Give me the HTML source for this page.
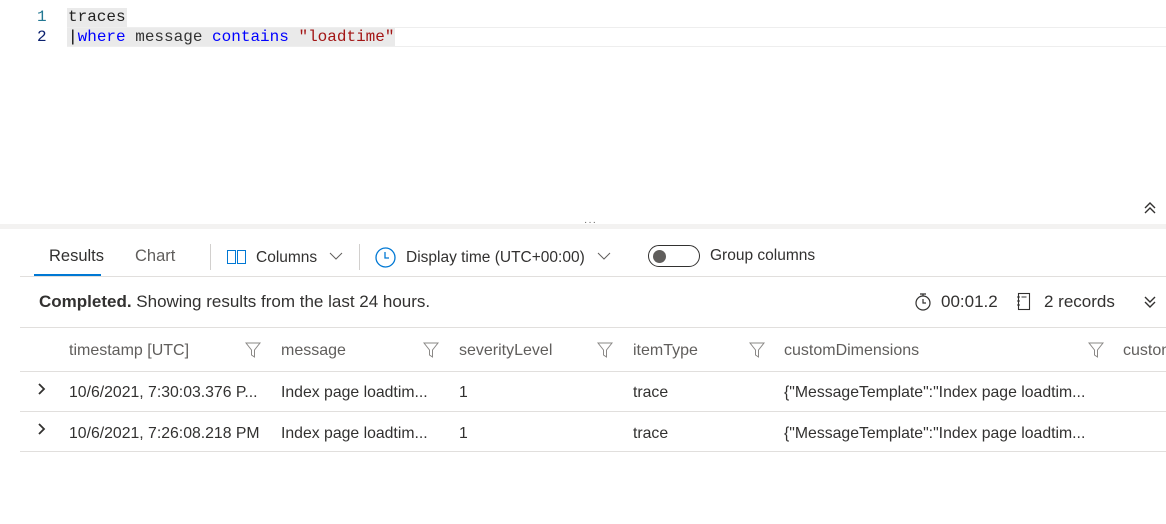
<!DOCTYPE html>
<html><head><style>
*{margin:0;padding:0;box-sizing:border-box}
body{width:1166px;height:524px;background:#fff;position:relative;overflow:hidden;font-family:"Segoe UI","Liberation Sans",sans-serif;color:#323130}
.a{position:absolute;white-space:nowrap}
.mono{font-family:"Liberation Mono",monospace;font-size:16px;line-height:20px}
.ln{color:#237893}
.t{font-size:15.8px;color:#323130}
.h{font-size:16px;color:#605e5c}
.hl{position:absolute;height:1px;background:#e1dfdd}
svg{position:absolute}
</style></head><body>
<!-- editor -->
<div class="a" style="left:67px;top:8px;width:60px;height:19px;background:#eaeaea"></div>
<div class="a" style="left:67px;top:27px;width:1099px;height:20px;border-top:1px solid #eee;border-bottom:1px solid #eee"></div>
<div class="a" style="left:67px;top:28px;width:328px;height:18px;background:#eaeaea"></div>
<div class="a mono ln" style="left:37px;top:7px">1</div>
<div class="a mono" style="left:37px;top:27px;color:#0b216f">2</div>
<div class="a mono" style="left:68px;top:7px;color:#222">traces</div>
<div class="a mono" style="left:68px;top:27px;color:#333"><span style="color:#000">|</span><span style="color:#00f">where</span> message <span style="color:#00f">contains</span> <span style="color:#a31515">"loadtime"</span></div>
<!-- splitter -->
<div class="a" style="left:0;top:224px;width:1166px;height:5px;background:#f3f2f1"></div>
<div class="a" style="left:584px;top:217px;font-size:10px;color:#605e5c;letter-spacing:1px">···</div>
<svg style="left:1143px;top:201px" width="14" height="14" viewBox="0 0 14 14"><path d="M2 7 L7 2 L12 7 M2 12 L7 7 L12 12" fill="none" stroke="#323130" stroke-width="1.4"/></svg>
<!-- toolbar -->
<div class="a" style="left:49px;top:247px;font-size:16.5px;color:#323130">Results</div>
<div class="a" style="left:34px;top:274px;width:67px;height:3px;background:#0078d4"></div>
<div class="a" style="left:135px;top:247px;font-size:16.5px;color:#605e5c">Chart</div>
<div class="a" style="left:210px;top:244px;width:1px;height:26px;background:#d2d0ce"></div>
<svg style="left:227px;top:250px" width="20" height="15"><rect x="0.5" y="0.5" width="8" height="13" fill="none" stroke="#0078d4"/><rect x="10.5" y="0.5" width="8" height="13" fill="none" stroke="#0078d4"/></svg>
<div class="a" style="left:256px;top:249px;font-size:15.5px;color:#323130">Columns</div>
<svg style="left:329px;top:252px" width="14" height="9"><path d="M1 1 L7 7 L13 1" fill="none" stroke="#605e5c"/></svg>
<div class="a" style="left:359px;top:244px;width:1px;height:26px;background:#d2d0ce"></div>
<svg style="left:375px;top:247px" width="21" height="21"><circle cx="10.5" cy="10.5" r="9.5" fill="none" stroke="#0078d4" stroke-width="1.3"/><path d="M10 5 V11 H14" fill="none" stroke="#0078d4" stroke-width="1.3"/></svg>
<div class="a" style="left:406px;top:249px;font-size:15.5px;color:#323130">Display time (UTC+00:00)</div>
<svg style="left:597px;top:252px" width="14" height="9"><path d="M1 1 L7 7 L13 1" fill="none" stroke="#605e5c"/></svg>
<div class="a" style="left:648px;top:245px;width:52px;height:22px;border:1px solid #323130;border-radius:11px"></div>
<div class="a" style="left:653px;top:250px;width:13px;height:13px;border-radius:50%;background:#605e5c"></div>
<div class="a" style="left:710px;top:247px;font-size:15.5px;color:#323130">Group columns</div>
<div class="hl" style="left:20px;top:276px;width:1146px"></div>
<!-- status -->
<div class="a" style="left:39px;top:292px;font-size:17px;color:#323130"><b style="font-weight:600">Completed.</b> Showing results from the last 24 hours.</div>
<svg style="left:914px;top:292px" width="18" height="20"><circle cx="9" cy="11" r="7" fill="none" stroke="#323130" stroke-width="1.2"/><path d="M6 2 H12 M9 2 V4 M9 7 V11 H12" fill="none" stroke="#323130" stroke-width="1.2"/></svg>
<div class="a" style="left:941px;top:292px;font-size:17px">00:01.2</div>
<svg style="left:1016px;top:292px" width="16" height="20"><rect x="2.5" y="1.5" width="11" height="16" fill="none" stroke="#323130" stroke-width="1.1"/><path d="M5.5 5 H10.5 M1 5 H4 M1 9 H4 M1 13 H4" stroke="#323130"/></svg>
<div class="a" style="left:1044px;top:292px;font-size:17px">2 records</div>
<svg style="left:1143px;top:295px" width="14" height="14"><path d="M2 2 L7 7 L12 2 M2 7 L7 12 L12 7" fill="none" stroke="#323130" stroke-width="1.4"/></svg>
<div class="hl" style="left:20px;top:327px;width:1146px"></div>
<!-- header -->
<div class="a h" style="left:69px;top:342px">timestamp [UTC]</div>
<div class="a h" style="left:281px;top:342px">message</div>
<div class="a h" style="left:459px;top:342px">severityLevel</div>
<div class="a h" style="left:633px;top:342px">itemType</div>
<div class="a h" style="left:784px;top:342px">customDimensions</div>
<div class="a h" style="left:1123px;top:342px">custom</div>
<svg style="left:245px;top:342px" width="16" height="16"><path d="M1 1 H15 L9.5 8 V15 L6.5 13 V8 Z" fill="none" stroke="#8a8886"/></svg>
<svg style="left:423px;top:342px" width="16" height="16"><path d="M1 1 H15 L9.5 8 V15 L6.5 13 V8 Z" fill="none" stroke="#8a8886"/></svg>
<svg style="left:597px;top:342px" width="16" height="16"><path d="M1 1 H15 L9.5 8 V15 L6.5 13 V8 Z" fill="none" stroke="#8a8886"/></svg>
<svg style="left:749px;top:342px" width="16" height="16"><path d="M1 1 H15 L9.5 8 V15 L6.5 13 V8 Z" fill="none" stroke="#8a8886"/></svg>
<svg style="left:1088px;top:342px" width="16" height="16"><path d="M1 1 H15 L9.5 8 V15 L6.5 13 V8 Z" fill="none" stroke="#8a8886"/></svg>
<div class="hl" style="left:20px;top:371px;width:1146px"></div>
<!-- rows -->
<svg style="left:37px;top:383px" width="9" height="12"><path d="M2 1 L7 6 L2 11" fill="none" stroke="#323130" stroke-width="1.8"/></svg>
<div class="a t" style="left:69px;top:384px">10/6/2021, 7:30:03.376 P...</div>
<div class="a t" style="left:281px;top:384px">Index page loadtim...</div>
<div class="a t" style="left:459px;top:384px">1</div>
<div class="a t" style="left:633px;top:384px">trace</div>
<div class="a t" style="left:784px;top:384px">{"MessageTemplate":"Index page loadtim...</div>
<div class="hl" style="left:20px;top:411px;width:1146px"></div>
<svg style="left:37px;top:423px" width="9" height="12"><path d="M2 1 L7 6 L2 11" fill="none" stroke="#323130" stroke-width="1.8"/></svg>
<div class="a t" style="left:69px;top:425px">10/6/2021, 7:26:08.218 PM</div>
<div class="a t" style="left:281px;top:425px">Index page loadtim...</div>
<div class="a t" style="left:459px;top:425px">1</div>
<div class="a t" style="left:633px;top:425px">trace</div>
<div class="a t" style="left:784px;top:425px">{"MessageTemplate":"Index page loadtim...</div>
<div class="hl" style="left:20px;top:451px;width:1146px"></div>
</body></html>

________

Give the data above again in full and unchanged, skipping the pictures.

● **Finished task**:
Give me the HTML source for this page.
<!DOCTYPE html>
<html><head><style>
*{margin:0;padding:0;box-sizing:border-box}
body{width:1166px;height:524px;background:#fff;position:relative;overflow:hidden;font-family:"Segoe UI","Liberation Sans",sans-serif;color:#323130}
.a{position:absolute;white-space:nowrap}
.mono{font-family:"Liberation Mono",monospace;font-size:16px;line-height:20px}
.ln{color:#237893}
.t{font-size:15.8px;color:#323130}
.h{font-size:16px;color:#605e5c}
.hl{position:absolute;height:1px;background:#e1dfdd}
svg{position:absolute}
</style></head><body>
<!-- editor -->
<div class="a" style="left:67px;top:8px;width:60px;height:19px;background:#eaeaea"></div>
<div class="a" style="left:67px;top:27px;width:1099px;height:20px;border-top:1px solid #eee;border-bottom:1px solid #eee"></div>
<div class="a" style="left:67px;top:28px;width:328px;height:18px;background:#eaeaea"></div>
<div class="a mono ln" style="left:37px;top:7px">1</div>
<div class="a mono" style="left:37px;top:27px;color:#0b216f">2</div>
<div class="a mono" style="left:68px;top:7px;color:#222">traces</div>
<div class="a mono" style="left:68px;top:27px;color:#333"><span style="color:#000">|</span><span style="color:#00f">where</span> message <span style="color:#00f">contains</span> <span style="color:#a31515">"loadtime"</span></div>
<!-- splitter -->
<div class="a" style="left:0;top:224px;width:1166px;height:5px;background:#f3f2f1"></div>
<div class="a" style="left:584px;top:217px;font-size:10px;color:#605e5c;letter-spacing:1px">···</div>
<svg style="left:1143px;top:201px" width="14" height="14" viewBox="0 0 14 14"><path d="M2 7 L7 2 L12 7 M2 12 L7 7 L12 12" fill="none" stroke="#323130" stroke-width="1.4"/></svg>
<!-- toolbar -->
<div class="a" style="left:49px;top:247px;font-size:16.5px;color:#323130">Results</div>
<div class="a" style="left:34px;top:274px;width:67px;height:3px;background:#0078d4"></div>
<div class="a" style="left:135px;top:247px;font-size:16.5px;color:#605e5c">Chart</div>
<div class="a" style="left:210px;top:244px;width:1px;height:26px;background:#d2d0ce"></div>
<svg style="left:227px;top:250px" width="20" height="15"><rect x="0.5" y="0.5" width="8" height="13" fill="none" stroke="#0078d4"/><rect x="10.5" y="0.5" width="8" height="13" fill="none" stroke="#0078d4"/></svg>
<div class="a" style="left:256px;top:249px;font-size:15.5px;color:#323130">Columns</div>
<svg style="left:329px;top:252px" width="14" height="9"><path d="M1 1 L7 7 L13 1" fill="none" stroke="#605e5c"/></svg>
<div class="a" style="left:359px;top:244px;width:1px;height:26px;background:#d2d0ce"></div>
<svg style="left:375px;top:247px" width="21" height="21"><circle cx="10.5" cy="10.5" r="9.5" fill="none" stroke="#0078d4" stroke-width="1.3"/><path d="M10 5 V11 H14" fill="none" stroke="#0078d4" stroke-width="1.3"/></svg>
<div class="a" style="left:406px;top:249px;font-size:15.5px;color:#323130">Display time (UTC+00:00)</div>
<svg style="left:597px;top:252px" width="14" height="9"><path d="M1 1 L7 7 L13 1" fill="none" stroke="#605e5c"/></svg>
<div class="a" style="left:648px;top:245px;width:52px;height:22px;border:1px solid #323130;border-radius:11px"></div>
<div class="a" style="left:653px;top:250px;width:13px;height:13px;border-radius:50%;background:#605e5c"></div>
<div class="a" style="left:710px;top:247px;font-size:15.5px;color:#323130">Group columns</div>
<div class="hl" style="left:20px;top:276px;width:1146px"></div>
<!-- status -->
<div class="a" style="left:39px;top:292px;font-size:17px;color:#323130"><b style="font-weight:600">Completed.</b> Showing results from the last 24 hours.</div>
<svg style="left:914px;top:292px" width="18" height="20"><circle cx="9" cy="11" r="7" fill="none" stroke="#323130" stroke-width="1.2"/><path d="M6 2 H12 M9 2 V4 M9 7 V11 H12" fill="none" stroke="#323130" stroke-width="1.2"/></svg>
<div class="a" style="left:941px;top:292px;font-size:17px">00:01.2</div>
<svg style="left:1016px;top:292px" width="16" height="20"><rect x="2.5" y="1.5" width="11" height="16" fill="none" stroke="#323130" stroke-width="1.1"/><path d="M5.5 5 H10.5 M1 5 H4 M1 9 H4 M1 13 H4" stroke="#323130"/></svg>
<div class="a" style="left:1044px;top:292px;font-size:17px">2 records</div>
<svg style="left:1143px;top:295px" width="14" height="14"><path d="M2 2 L7 7 L12 2 M2 7 L7 12 L12 7" fill="none" stroke="#323130" stroke-width="1.4"/></svg>
<div class="hl" style="left:20px;top:327px;width:1146px"></div>
<!-- header -->
<div class="a h" style="left:69px;top:342px">timestamp [UTC]</div>
<div class="a h" style="left:281px;top:342px">message</div>
<div class="a h" style="left:459px;top:342px">severityLevel</div>
<div class="a h" style="left:633px;top:342px">itemType</div>
<div class="a h" style="left:784px;top:342px">customDimensions</div>
<div class="a h" style="left:1123px;top:342px">custom</div>
<svg style="left:245px;top:342px" width="16" height="16"><path d="M1 1 H15 L9.5 8 V15 L6.5 13 V8 Z" fill="none" stroke="#8a8886"/></svg>
<svg style="left:423px;top:342px" width="16" height="16"><path d="M1 1 H15 L9.5 8 V15 L6.5 13 V8 Z" fill="none" stroke="#8a8886"/></svg>
<svg style="left:597px;top:342px" width="16" height="16"><path d="M1 1 H15 L9.5 8 V15 L6.5 13 V8 Z" fill="none" stroke="#8a8886"/></svg>
<svg style="left:749px;top:342px" width="16" height="16"><path d="M1 1 H15 L9.5 8 V15 L6.5 13 V8 Z" fill="none" stroke="#8a8886"/></svg>
<svg style="left:1088px;top:342px" width="16" height="16"><path d="M1 1 H15 L9.5 8 V15 L6.5 13 V8 Z" fill="none" stroke="#8a8886"/></svg>
<div class="hl" style="left:20px;top:371px;width:1146px"></div>
<!-- rows -->
<svg style="left:37px;top:383px" width="9" height="12"><path d="M2 1 L7 6 L2 11" fill="none" stroke="#323130" stroke-width="1.8"/></svg>
<div class="a t" style="left:69px;top:384px">10/6/2021, 7:30:03.376 P...</div>
<div class="a t" style="left:281px;top:384px">Index page loadtim...</div>
<div class="a t" style="left:459px;top:384px">1</div>
<div class="a t" style="left:633px;top:384px">trace</div>
<div class="a t" style="left:784px;top:384px">{"MessageTemplate":"Index page loadtim...</div>
<div class="hl" style="left:20px;top:411px;width:1146px"></div>
<svg style="left:37px;top:423px" width="9" height="12"><path d="M2 1 L7 6 L2 11" fill="none" stroke="#323130" stroke-width="1.8"/></svg>
<div class="a t" style="left:69px;top:425px">10/6/2021, 7:26:08.218 PM</div>
<div class="a t" style="left:281px;top:425px">Index page loadtim...</div>
<div class="a t" style="left:459px;top:425px">1</div>
<div class="a t" style="left:633px;top:425px">trace</div>
<div class="a t" style="left:784px;top:425px">{"MessageTemplate":"Index page loadtim...</div>
<div class="hl" style="left:20px;top:451px;width:1146px"></div>
</body></html>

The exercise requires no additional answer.